Data shown →
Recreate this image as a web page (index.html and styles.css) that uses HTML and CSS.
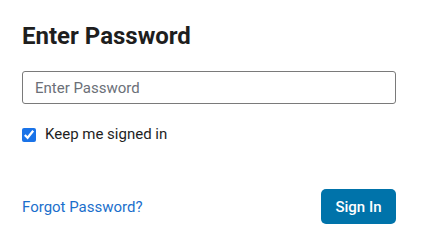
FILE: index.html
```html
<!DOCTYPE html>
<html>
<head>
<meta charset="utf-8">
<link rel="stylesheet" href="styles.css">
</head>
<body>
<form class="card">
  <h1 class="title">Enter Password</h1>
  <input class="field" type="password" placeholder="Enter Password">
  <label class="remember"><input class="check" type="checkbox" checked> Keep me signed in</label>
  <div class="actions">
    <a class="link" href="#">Forgot Password?</a>
    <button class="btn" type="button">Sign In</button>
  </div>
</form>
</body>
</html>
```
FILE: styles.css
```css
html, body {
  margin: 0;
  padding: 0;
  background: #fff;
}
body {
  font-family: Roboto, "Liberation Sans", sans-serif;
  color: #1f1f1f;
}
.card {
  width: 374px;
  padding: 22px 31px 0 22px;
  display: flex;
  flex-direction: column;
}
.title {
  margin: 0;
  font-size: 24px;
  line-height: 28px;
  font-weight: 700;
  color: #1e1e1e;
}
.field {
  margin-top: 21px;
  box-sizing: border-box;
  width: 374px;
  height: 33px;
  border: 1px solid #7a7a7a;
  border-radius: 3px;
  padding: 0 12px;
  font-family: inherit;
  font-size: 15px;
  color: #1e1e1e;
  outline: none;
}
.field::placeholder {
  color: #6b7078;
}
.remember {
  margin-top: 21px;
  display: flex;
  align-items: center;
  gap: 9px;
  font-size: 15px;
  line-height: 19px;
  color: #1e1e1e;
}
.check {
  margin: 0;
  width: 14px;
  height: 14px;
  accent-color: #1a73e8;
}
.actions {
  margin-top: 45px;
  display: flex;
  justify-content: space-between;
  align-items: center;
}
.link {
  font-size: 15px;
  color: #1b6fcc;
  text-decoration: none;
}
.btn {
  height: 35px;
  width: 75px;
  border: none;
  border-radius: 5px;
  background: #0073aa;
  color: #fff;
  font-family: inherit;
  font-size: 15px;
  font-weight: 500;
  padding: 0;
}
```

Written request →
State how many lines include the string "index". Give no other information.

Result of this exercise →
2